A.B :- Parce que dans la sélection, on ne peut pas travailler. En sélection, il y a un choix à faire. Ou on fait appel à des joueurs fin- prêts de l’Europe ou on se contente des joueurs locaux. C’est une équation très, très délicate pour un sélectionneur parce qu’il ne dispose pas suffisamment de temps pour parfaire son travail. Ou tu as des joueurs comme Messi, Ronaldo, Ozil, qui viennent jouer et repartent. Vaut mieux travailler avec des joueurs locaux durant 3 ou 4 jours par semaine pour former une équipe nationale compétitive, cohérente et efficace. Quitte à travailler un bout de temps. C’est un peu vrai. Il y a beaucoup d’adeptes de cette alternative. Seulement, il s’est avéré que le joueur local, même pétri de très qualités techniques, n’est pas régulier. Il te fait, un jour, un très grand match et roupille dans d’autres.

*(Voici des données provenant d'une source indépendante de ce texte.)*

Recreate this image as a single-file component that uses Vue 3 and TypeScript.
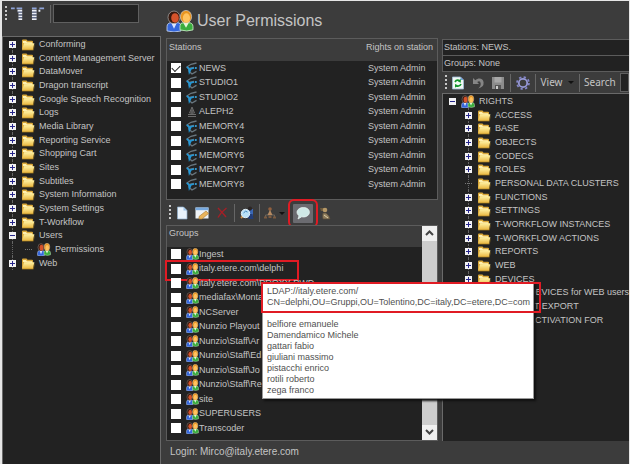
<script setup lang="ts">
import { ref } from 'vue'

interface TreeItem {
  label: string
  icon: 'folder' | 'users'
  depth: number
  toggle?: '+' | '-'
  clip?: string
}

const item = (label: string, toggle: '+' | '-' | undefined = '+', depth = 0, icon: 'folder' | 'users' = 'folder'): TreeItem =>
  ({ label, icon, depth, toggle })

const navigation: TreeItem[] = [
  ...['Conforming', 'Content Management Server', 'DataMover', 'Dragon transcript', 'Google Speech Recognition',
    'Logs', 'Media Library', 'Reporting Service', 'Shopping Cart', 'Sites', 'Subtitles', 'System Information',
    'System Settings', 'T-Workflow'].map((l) => item(l)),
  item('Users', '-'),
  { label: 'Permissions', icon: 'users', depth: 1 },
  item('Web'),
]

const rights: TreeItem[] = [
  item('RIGHTS', '-', 0, 'users'),
  ...['ACCESS', 'BASE', 'OBJECTS', 'CODECS', 'ROLES'].map((l) => item(l, '+', 1)),
  { label: 'PERSONAL DATA CLUSTERS', icon: 'folder', depth: 1 },
  ...['FUNCTIONS', 'SETTINGS', 'T-WORKFLOW INSTANCES', 'T-WORKFLOW ACTIONS', 'REPORTS', 'WEB', 'DEVICES'].map((l) => item(l, '+', 1)),
  { label: 'DEVICES for WEB users', icon: 'folder', depth: 1, clip: 'wide' },
  { label: 'T EXPORT', icon: 'folder', depth: 1, clip: 'wider' },
  { label: 'ACTIVATION FOR', icon: 'folder', depth: 1, clip: 'wide' },
]

const stations = ref(
  ['NEWS', 'STUDIO1', 'STUDIO2', 'ALEPH2', 'MEMORY4', 'MEMORY5', 'MEMORY6', 'MEMORY7', 'MEMORY8'].map((name) => ({
    name,
    right: 'System Admin',
    checked: name === 'NEWS',
    icon: name === 'ALEPH2' ? 'offline' : 'station',
  })),
)

const groups = ref(
  ['Ingest', 'italy.etere.com\\delphi', 'italy.etere.com\\PROXY PWD', 'mediafax\\Monta', 'NCServer', 'Nunzio Playout',
    'Nunzio\\Staff\\Ar', 'Nunzio\\Staff\\Ed', 'Nunzio\\Staff\\Jo', 'Nunzio\\Staff\\Re', 'site', 'SUPERUSERS', 'Transcoder',
  ].map((name, index) => ({ name, checked: false, marked: index === 1 })),
)

const members = ['belfiore emanuele', 'Damendamico Michele', 'gattari fabio', 'giuliani massimo', 'pistacchi enrico', 'rotili roberto', 'zega franco']
const filter = ref('')
const search = ref('')
</script>

<template>
  <div class="app">
    <svg class="symbols" aria-hidden="true">
      <linearGradient id="gold" x1="0" y1="0" x2="0" y2="1">
        <stop offset="0" stop-color="#fff3a6" /><stop offset="1" stop-color="#e9b53c" />
      </linearGradient>
      <symbol id="folder" viewBox="0 0 14 13">
        <path d="M1 11.5V2.5Q1 1.5 2 1.5h3.5l1 1.3H11q1 0 1 1v7.7z" fill="#d9a738" />
        <path d="M2 5V3h3l1 1.3h5V6z" fill="#fff0b0" />
        <path d="M1 12l2-6.8h10.4L12 12z" fill="url(#gold)" />
        <path d="M1 12.2h11.3l1-5" fill="none" stroke="#8a681d" stroke-width=".7" />
      </symbol>
      <symbol id="users" viewBox="0 0 28 21" preserveAspectRatio="none">
        <path d="M1 20v-4q0-4 5-4h5q4 0 4 4v4q-7 2-14 0z" fill="#3567dc" stroke="#c8d5ee" stroke-width=".8" />
        <path d="M5 12l3 6 3-6z" fill="#dbe6ff" />
        <circle cx="8" cy="7" r="6" fill="#38190f" stroke="#bbb" stroke-width=".6" />
        <ellipse cx="9" cy="7.6" rx="3.8" ry="4.6" fill="#d5532b" />
        <path d="M14 19v-4q0-3 4-3h4q5 0 5 4v3q-6 2-13 0z" fill="#39ad3d" stroke="#ceeccb" stroke-width=".8" />
        <path d="M17 12l3 5 3-5z" fill="#e5f5d8" />
        <ellipse cx="20" cy="6.4" rx="5.6" ry="6" fill="#e99520" stroke="#ddd" stroke-width=".6" />
        <ellipse cx="20.4" cy="7.6" rx="3.6" ry="4.4" fill="#ffc35f" />
      </symbol>
      <symbol id="station" viewBox="0 0 12 13">
        <path d="M10.5 1L5 2.3 1.2 4.800 3 6.500 8 5.500M3 6.500L3.300 9.600 6 12l4.500-2.600" fill="none" stroke="#68767f" stroke-width="1.300" />
        <path d="M.8 4.800l2.200 2 .4 3.200 1.500-3.200 3-.8" fill="none" stroke="#2497d5" stroke-width="1.700" />
        <circle cx="9.800" cy="6" r="1.100" fill="#36a8e4" />
      </symbol>
      <symbol id="offline" viewBox="0 0 12 13">
        <path d="M6 2L3.500 8h5zM2 9.500h8M2 11.500h8M6 3v6M4.500 6h3" fill="none" stroke="#6c6c6c" stroke-width="1" />
      </symbol>
      <symbol id="columns" viewBox="0 0 15 15">
        <path d="M0 1.500h4M6 1.500h6" stroke="#8fa4d8" stroke-width="2" />
        <path d="M7 4h5M8 7h4M8 10h4M8 13h4" stroke="#eef1f8" stroke-width="2" />
        <path d="M7 5.500h5M8 8.500h4M8 11.500h4" stroke="#5d6b93" />
      </symbol>
      <symbol id="rows" viewBox="0 0 15 15">
        <path d="M1 1.500h5M9 1.500h5" stroke="#8fa4d8" stroke-width="2" />
        <path d="M1 4h5M1 7h5M1 10h5M1 13h5M8 4h2" stroke="#eef1f8" stroke-width="2" />
        <path d="M1 5.500h5M1 8.500h5M1 11.500h5" stroke="#5d6b93" />
      </symbol>
      <symbol id="page" viewBox="0 0 14 14">
        <path d="M2.500 1h6L12 4.500V13H2.500z" fill="#e9f3fc" stroke="#8daccc" stroke-width=".7" />
        <path d="M8.500 1v3.500H12z" fill="#9cc2e6" />
      </symbol>
      <symbol id="edit" viewBox="0 0 14 14">
        <path d="M.5 1.500h13v11H.5z" fill="#eff2f5" /><path d="M.5 1.500h13v2.700H.5z" fill="#77a9df" />
        <path d="M4 10.500L11 5l2.500 2.500L7 13H4z" fill="#e9b45c" stroke="#a8772d" stroke-width=".6" />
      </symbol>
      <symbol id="remove" viewBox="0 0 14 14">
        <path d="M3 2q4 4 8 9M11.500 2Q6 6 3 11.500" fill="none" stroke="#a51f26" stroke-width="1.400" />
      </symbol>
      <symbol id="find" viewBox="0 0 14 14">
        <path d="M6 12V6l3-3h4v8z" fill="#3a67b5" /><circle cx="10" cy="2.600" r="2.100" fill="#2b2524" />
        <path d="M8.500 13l1-5h3l1 5z" fill="#223d78" />
        <path d="M1 12l3-3" stroke="#c9914b" stroke-width="2" />
        <circle cx="5.500" cy="7.500" r="4.200" fill="#b9e1f7" stroke="#e0edf4" />
        <path d="M3.500 7q2-3 4-1" fill="none" stroke="#4386bd" />
      </symbol>
      <symbol id="hierarchy" viewBox="0 0 14 14">
        <path d="M7 4v5M2.500 12V9h9v3" fill="none" stroke="#6b645c" />
        <circle cx="7" cy="3" r="1.800" fill="#93603e" /><path d="M4.500 9l2.500-5 2.500 5z" fill="#b58a62" />
        <path d="M1 10.500h3v2H1zM10 10.500h3v2h-3zM5.500 9.500h3V12h-3z" fill="#7b5a40" />
      </symbol>
      <symbol id="bubble" viewBox="0 0 14 14">
        <path d="M7.400 1.500c3.500 0 6 2 6 4.700s-2.600 4.800-6 4.800l-1.700-.2L2 13l1-3.300C1.700 8.800 1 7.600 1 6.300 1 3.600 3.900 1.500 7.400 1.500z" fill="#cfe8e6" stroke="#eef8f7" stroke-width=".7" />
      </symbol>
      <symbol id="person" viewBox="0 0 14 14">
        <path d="M2 2h5v3H3z" fill="#6d5a3c" />
        <circle cx="7" cy="4" r="2.300" fill="#b59868" />
        <path d="M5 13q-1-3 0-6h3l3 3 1 3z" fill="#8e7c5d" stroke="#574b38" stroke-width=".7" />
        <path d="M6 9l4 3" stroke="#ded0a7" />
      </symbol>
      <symbol id="refresh" viewBox="0 0 14 14">
        <path d="M1.500 1h8L12.500 4v9h-11z" fill="#f1f9f4" stroke="#9fbbd8" stroke-width=".8" /><path d="M9.500 1v3h3z" fill="#6d9edc" />
        <path d="M4 6q1.500-3 5-1.300M10 8q-1.500 3.300-5.200 1.700" fill="none" stroke="#10952c" stroke-width="1.700" />
        <path d="M9.800 3v3.800L7 5.400zM4 11.800V7.900l2.900 1.400z" fill="#10952c" />
      </symbol>
      <symbol id="undo" viewBox="0 0 14 14">
        <path d="M2 2v6h6L6.200 6Q9 4 9.600 7t-2.400 5.500Q13 11 12.600 6.500C12.300 2 7.500 1.200 4.300 4.200z" fill="#858585" />
      </symbol>
      <symbol id="save" viewBox="0 0 14 14">
        <path d="M1 1h12v12H1z" fill="#8c8c8c" /><path d="M3.500 1h7v5.500h-7z" fill="#a8a8a8" />
        <path d="M4 9h6v4H4z" fill="#555" /><path d="M5 10h2v3H5z" fill="#ccc" />
      </symbol>
      <symbol id="gear" viewBox="0 0 14 14">
        <circle cx="7" cy="7" r="4.200" fill="none" stroke="#9799d6" stroke-width="1.800" />
        <circle cx="7" cy="7" r="6" fill="none" stroke="#8587ca" stroke-width="1.700" stroke-dasharray="2.350 2.350" />
      </symbol>
    </svg>

    <aside class="side">
      <div class="bar side-bar">
        <i class="grip"></i>
        <button type="button" class="tool" aria-label="Collapse columns"><svg class="glyph"><use href="#columns" /></svg></button>
        <button type="button" class="tool next" aria-label="Expand rows"><svg class="glyph"><use href="#rows" /></svg></button>
        <i class="sep"></i>
        <input v-model="filter" class="field" type="text" aria-label="Filter modules" />
      </div>
      <ul class="tree nav">
        <li v-for="node in navigation" :key="node.label" :class="['node', 'depth' + node.depth]">
          <button v-if="node.toggle" type="button" :class="['toggle', { open: node.toggle === '-' }]" :aria-label="node.label + ' branch'"></button>
          <i v-else class="branch"></i>
          <svg class="tree-icon"><use :href="'#' + node.icon" /></svg>
          <span>{{ node.label }}</span>
        </li>
      </ul>
    </aside>

    <main class="main">
      <h1 class="title"><svg class="title-icon"><use href="#users" /></svg>User Permissions</h1>
      <table class="stations">
        <thead>
          <tr><th>Stations</th><th class="right-col">Rights on station</th></tr>
        </thead>
        <tbody>
          <tr v-for="station in stations" :key="station.name">
            <td>
              <label class="entry">
                <input v-model="station.checked" type="checkbox" class="check" />
                <svg class="station-icon"><use :href="'#' + station.icon" /></svg>{{ station.name }}
              </label>
            </td>
            <td class="right-cell">{{ station.right }}</td>
          </tr>
        </tbody>
      </table>

      <div class="bar main-bar">
        <i class="grip"></i>
        <button type="button" class="tool" aria-label="New"><svg class="glyph"><use href="#page" /></svg></button>
        <button type="button" class="tool" aria-label="Edit"><svg class="glyph"><use href="#edit" /></svg></button>
        <button type="button" class="tool" aria-label="Delete"><svg class="glyph"><use href="#remove" /></svg></button>
        <i class="sep"></i>
        <button type="button" class="tool" aria-label="Find user"><svg class="glyph"><use href="#find" /></svg></button>
        <i class="sep"></i>
        <button type="button" class="tool menu" aria-label="Hierarchy"><svg class="glyph"><use href="#hierarchy" /></svg><i class="caret"></i></button>
        <i class="sep"></i>
        <button type="button" class="tool pressed" aria-label="Show members"><svg class="glyph"><use href="#bubble" /></svg></button>
        <button type="button" class="tool" aria-label="User"><svg class="glyph"><use href="#person" /></svg></button>
      </div>

      <section class="groups">
        <div class="group-body">
          <h2 class="group-head">Groups</h2>
          <ul class="group-list">
            <li v-for="group in groups" :key="group.name" :class="{ marked: group.marked }">
              <label class="entry">
                <input v-model="group.checked" type="checkbox" class="check" />
                <svg class="user-icon"><use href="#users" /></svg>{{ group.name }}
              </label>
            </li>
          </ul>
        </div>
        <div class="scroll">
          <button type="button" class="arrow" aria-label="Scroll up"><svg viewBox="0 0 9 6"><path d="M1 5l3.500-3.500L8 5" /></svg></button>
          <button type="button" class="arrow" aria-label="Scroll down"><svg viewBox="0 0 9 6"><path d="M1 1l3.500 3.500L8 1" /></svg></button>
        </div>
      </section>
      <footer class="login">Login: Mirco@italy.etere.com</footer>
    </main>

    <section class="detail">
      <p class="info">Stations: NEWS.</p>
      <p class="info">Groups: None</p>
      <div class="bar detail-bar">
        <i class="grip"></i>
        <button type="button" class="tool" aria-label="Refresh"><svg class="glyph"><use href="#refresh" /></svg></button>
        <button type="button" class="tool" aria-label="Undo"><svg class="glyph"><use href="#undo" /></svg></button>
        <button type="button" class="tool" aria-label="Save"><svg class="glyph"><use href="#save" /></svg></button>
        <i class="sep"></i>
        <button type="button" class="tool" aria-label="Options"><svg class="glyph"><use href="#gear" /></svg></button>
        <i class="sep"></i>
        <button type="button" class="tool view">View<i class="caret"></i></button>
        <i class="sep"></i>
        <label class="find" for="rights-search">Search</label>
        <input id="rights-search" v-model="search" class="field" type="text" />
      </div>
      <ul class="tree rights">
        <li v-for="node in rights" :key="node.label" :class="['node', 'depth' + node.depth, node.clip]">
          <button v-if="node.toggle" type="button" :class="['toggle', { open: node.toggle === '-' }]" :aria-label="node.label + ' branch'"></button>
          <i v-else class="branch"></i>
          <svg class="tree-icon"><use :href="'#' + node.icon" /></svg>
          <span>{{ node.label }}</span>
        </li>
      </ul>
    </section>

    <div class="tooltip" role="tooltip">
      <p class="path">LDAP://italy.etere.com/<br />CN=delphi,OU=Gruppi,OU=Tolentino,DC=italy,DC=etere,DC=com</p>
      <ul class="members"><li v-for="member in members" :key="member">{{ member }}</li></ul>
    </div>
  </div>
</template>

<style>
body { background: #3c3c3c; }
</style>

<style scoped>
* { box-sizing: border-box; margin: 0; padding: 0; }
.app {
  position: relative;
  display: grid;
  grid-template-columns: 160fr 272fr 187fr;
  column-gap: 4px;
  min-height: 100vh;
  padding: 2px 0 0 2px;
  border: solid #e6e6e6;
  border-width: 1px 1px 0 0;
  box-shadow: inset 2px 0 #e6e6e6;
  background: #3c3c3c;
  color: #c4c4c4;
  font: 9px/13px "Liberation Sans", Arial, sans-serif;
  overflow: hidden;
}
.symbols { position: absolute; width: 0; height: 0; }
ul { list-style: none; }
button { border: 0; background: none; color: inherit; font: inherit; }
.side, .main, .detail { display: flex; flex-direction: column; min-width: 0; }
.side { padding-right: 1px; }

.bar { display: flex; align-items: center; flex: none; }
.grip {
  width: 2px;
  height: 16px;
  margin: 0 1px 0 3px;
  background: repeating-linear-gradient(#c8c8c8 0 2px, transparent 2px 4px);
}
.sep { width: 1px; height: 18px; background: #666; }
.tool { display: flex; align-items: center; justify-content: center; width: 20px; height: 19px; }
.glyph { width: 14px; height: 14px; }
.caret { border: 3px solid transparent; border-top-color: #111; border-bottom: 0; }
.field {
  flex: 1;
  min-width: 0;
  height: 19px;
  border: 1px solid #606060;
  border-radius: 0;
  background: #222;
  color: inherit;
  font: inherit;
}
.side-bar { height: 33px; padding: 0 22px 12px 0; }
.side-bar .sep { margin: 0 2px; }

.tree { flex: 1; border: 1px solid #6a6a6a; border-bottom: 0; background: #222; }
.node { position: relative; display: flex; align-items: center; height: 14px; padding-left: 6px; white-space: nowrap; }
.node:nth-child(3n) { height: 13px; }
.node::before { content: ""; position: absolute; left: 9px; top: 0; bottom: 0; border-left: 1px dotted #666; }
.node:first-child::before { top: 7px; }
.toggle {
  position: relative;
  flex: none;
  width: 7px;
  height: 7px;
  background:
    linear-gradient(#26268c, #26268c) center / 5px 1px no-repeat,
    linear-gradient(#26268c, #26268c) center / 1px 5px no-repeat,
    #f2f2f4;
}
.toggle.open { background: linear-gradient(#26268c, #26268c) center / 5px 1px no-repeat, #f2f2f4; }
.branch { flex: none; width: 7px; border-top: 1px dotted #777; }
.tree-icon { flex: none; width: 14px; height: 13px; margin: 0 4px 0 5px; }
.nav .depth1 { padding-left: 22px; }
.rights .depth1 { padding-left: 22px; }
.rights .depth1::before { left: 25px; }
.rights .node:first-child::before { display: none; }
.rights .wide span { padding-left: 34px; }
.rights .wider span { padding-left: 39px; }
.rights .wide::before, .rights .wider::before { display: none; }

.title { display: flex; align-items: center; gap: 3px; height: 35px; font-size: 16px; font-weight: 400; line-height: 20px; }
.title-icon { width: 28px; height: 22px; }
.stations { width: 100%; border-spacing: 0; border: 1px solid #5c5c5c; background: #222; }
.stations thead { background: #3c3c3c; }
.stations th { height: 22px; padding: 0 0 5px 2px; font-weight: 400; text-align: left; }
.stations .right-col { width: 73px; white-space: nowrap; }
.stations td { height: 14px; }
.stations tr:nth-child(even) td { height: 15px; }
.stations .right-cell { padding-left: 4px; }
.stations tbody::after { content: ""; display: block; height: 8px; }
.entry { display: flex; align-items: center; white-space: nowrap; padding-left: 4px; }
.check {
  flex: none;
  width: 10px;
  height: 10px;
  margin-right: 5px;
  appearance: none;
  background: #fff;
}
.check:checked::after {
  content: "";
  display: block;
  width: 7px;
  height: 4px;
  margin: 2px 1px;
  border: solid #222;
  border-width: 0 0 1px 1px;
  transform: rotate(-45deg);
}
.station-icon { width: 12px; height: 13px; margin-right: 1px; }
.user-icon { width: 13px; height: 12px; }

.main-bar { height: 25px; padding-top: 1px; }
.main-bar .sep { margin: 0 2px; }
.menu { gap: 2px; width: 24px; }
.pressed { margin: 0 2px; background: #6b6b70; outline: 2px solid #e01b24; outline-offset: 3px; border-radius: 1px; }
.groups { display: flex; flex: 1; border: 1px solid #5c5c5c; background: #222; }
.group-body { flex: 1; min-width: 0; }
.group-head { height: 21px; padding: 1px 2px; background: #3c3c3c; font-size: 9px; font-weight: 400; }
.group-list li { position: relative; display: flex; align-items: center; height: 14px; }
.group-list li:nth-child(even) { height: 15px; }
.marked::after { content: ""; position: absolute; left: -2px; top: -1px; width: 130px; height: 17px; border: 2px solid #e01b24; }
.scroll { display: flex; flex-direction: column; justify-content: space-between; width: 15px; background: #cdcdcd; }
.arrow { height: 15px; background: #f0f0f0; }
.arrow svg { width: 9px; height: 6px; fill: none; stroke: #444; stroke-width: 2; }
.login { flex: none; height: 23px; padding: 4px 4px 0; font-size: 10px; }

.detail { padding: 36px 0 23px; }
.info { height: 17px; padding: 1px 0 0 1px; border: 1px solid #5c5c5c; border-right: 0; background: #222; }
.info + .info { margin-top: -1px; }
.detail-bar { height: 21px; }
.detail-bar .sep { margin: 0 2px; }
.view { gap: 6px; width: 39px; font: 10px/13px "Noto Sans", sans-serif; }
.find { margin: 0 4px 0 2px; font: 10px/13px "Noto Sans", sans-serif; }
.rights { border-width: 1px 0 1px 1px; }

.tooltip {
  position: absolute;
  left: 262px;
  top: 281px;
  width: 272px;
  height: 117px;
  background: #fff;
  border: 1px solid #999;
  box-shadow: 2px 2px 2px #111;
  color: #505050;
  line-height: 11px;
}
.path {
  width: 280px;
  height: 31px;
  margin: -1px 0 6px -2px;
  padding: 2px 4px;
  border: 2px solid #e01b24;
  white-space: nowrap;
}
.members { padding-left: 4px; }
</style>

A l’image du championnat, à l’image du groupe.
A.H :- Que faut- il à nos équipes nationales pour retrouver leur punch ?
A.B :- Il faut travailler d’arrache- pied et avoir plus de confiance. En équipe nationale, on ne joue pas. On défend. Il y a une différence entre jouer et défendre. L’équipe nationale, c’est défendre les couleurs de la patrie. Si on a cette fois de défendre les couleurs de sa patrie, tout ira bien. L’équipe nationale, ce n’est pas un club. En équipe nationale, tu ne joues pas Mais tu défends. Si on arrive à discerner jouer et défendre, le Maroc, l’Algérie et la Tunisie seront des ogres.
A.H :- Qui assume ce déclin de nos équipes nationales ?
A.B :- Les responsables. Nous les entraîneurs, l’entourage des clubs, les présidents, les fédérations, les ministères de tutelle. Tout ce beau monde doit s’impliquer davantage pour redorer le blason d’or de notre football maghrébin.
A.H :- Un mot de la fin.
A.B :- Je demande à nos supporters de venir en force pour nous soutenir et pour contribuer à la réussite de notre projet.